If you’re inclined to support the channel and the site, please follow this link: PB-1000’s
Again, sorry for taking so long to get back, summer heat really slows me down.
what would be the outcome of running PB1000 with an SB1000 as a dual system, would this give slightly greater overall range, OR be just a rable of mixed up garble ???
I personally like to keep the subs matched. Some swear by mixing, but I’ve only ever had trouble with it.
Thanks for taking the time to reply, i have decide to go with 2 x SVS PB-2000 Subs, will finish setting up couple days time, think they will be brilliant.
Hi Ryan, thanks for taking the time to reply, i have listened to an SVS PB-1000 and PB-2000, both good, PB-2000 better of the two i thought.
Have now decided to go with two x SVS PB-2000 subs, think they will be awesome together.
Just setup the second SVS PB2000 as a dual, still need bit of tweeking over next week or so, but already the difference in the sound is unmistakable and totally recommend dual subs.
Love your site, lots more learning for me to do from reading through your articles.
Thanks for replying and the recommendations.
The PB-1000’s offer a lot of bass for the money, but I prefer the PB-2000’s as well.

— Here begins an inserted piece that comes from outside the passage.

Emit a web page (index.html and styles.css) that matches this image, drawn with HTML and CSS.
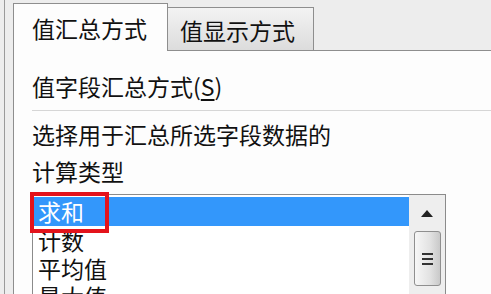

Thank you! You might want to check out my Bass Hack Series on YouTube to get the most out of everything.
They will be nice!
Great review. Definitely make sense! Thanks a lot…we know you have reviewed all the ported subwoofer from SVS, however if time permits we would also like to know your detailed review on SB4000 and SB16 ultra.
Hi Ryan – Recently found your site and it’s wonderful. I started with one SVS SB-2000 a year ago – replacing a Yamaha YST-SW105. I chose SB-2000 for bland of music and theater and cost. It sits in a ~2,720 CF media room (11’Hx13’Wx19’L) corner. The bass is weak and I didn’t do the crawl to maximize deep bass. Then I got the 2nd SB-2000 a couple of months ago. OMG – what a huge difference! My sofa was fiercely vibrating. QED# – duals are a must for bass heads like us!
Okay, next challenge. I have a living room space ~6,530 CF (23’Wx24’Lx12’H). It is openly connected to the kitchen space (23’Wx12’Lx12’H) which is and extra ~3,270 CF. Now that is about ~9,800 CF total.
Would dual PB-2000 be able to handle this size adequately? 2 weeks ago, I saw 1 PB12-NSD on sale at SVS Outlet for $450! I was thinking seriously for a set of those duals. Good price at ~$900 for a set of duals if a second one ever comes around. But there will be very little headroom for such a huge space. I wonder if I should just gamble and wait for Black Friday deals. Going beyond PB-2000 will break my bank (since I can’t justify already having a pair of SB-2000’s with my CFO at home).
Thanks so much,
Just so happens that the Labor day sale is happening right now! Like a few hours ago! The PB-2000’s are on sale, but there are only a few left, they are selling out pretty fast, they had 9 pages of sale items this morning, down to 6 pages now, so 1/3 sold out already. Here is the link: Labor Day 2019
Very good chance they will be gone by the end of the day, so grab them while you can! The PB-2000’s will do a good job, use the gain hack from my bass hack series to get the most out of them and the SB-2000’s. The 1 year trade up still applies, so if you get the approval, the PB-3000’s are outstanding, nearly the same impact as the PB-4000’s. Good luck!!
I would love to, but I can’t tolerate sealed subs due to an old head injury that still causes sound and light sensitivity. Ported are totally comfortable, sealed causes an uncomfortable pressure sensation.